Whether we see as God sees, or take as given the values of the world, how it sees things, what is important, what not – this provides a test of how real and effective our Christian belief actually is. Do we prefer the respectable, those with influence and swagger, as our company and exemplars, setting our goals and standards?  Or do we see, do we hunt out and bring up those whom society calls small, those written off as beneath notice and insignificant, those who are, for example, ‘just’ a refugee statistic far away or a nameless person, low down beneath our sightline, sleeping in a doorway? Do we seek the familiar and predictable always, the secure life, or are we open to being surprised still by what we may learn, about the world, about life, about how God sees things?

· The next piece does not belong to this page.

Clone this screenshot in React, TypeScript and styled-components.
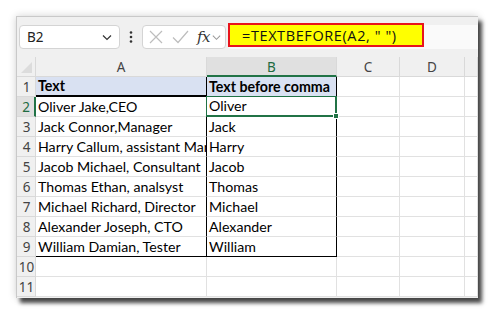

The word I would use to describe Jim Garbett and to treasure his memory is that he was an ‘educator’.  Of course also an ‘educationalist’, one familiar with the theory and practice, the business of education, its administration in an establishment like St Martin’s College as was. But primarily he had something to tell us and, like all good educators, he went on being a learner himself, always willing to explore, always looking for the thing beneath notice, always willing to be surprised, until the end of his long life. May he rest in peace, Jim Garbett, a man himself ‘Worth a detour’.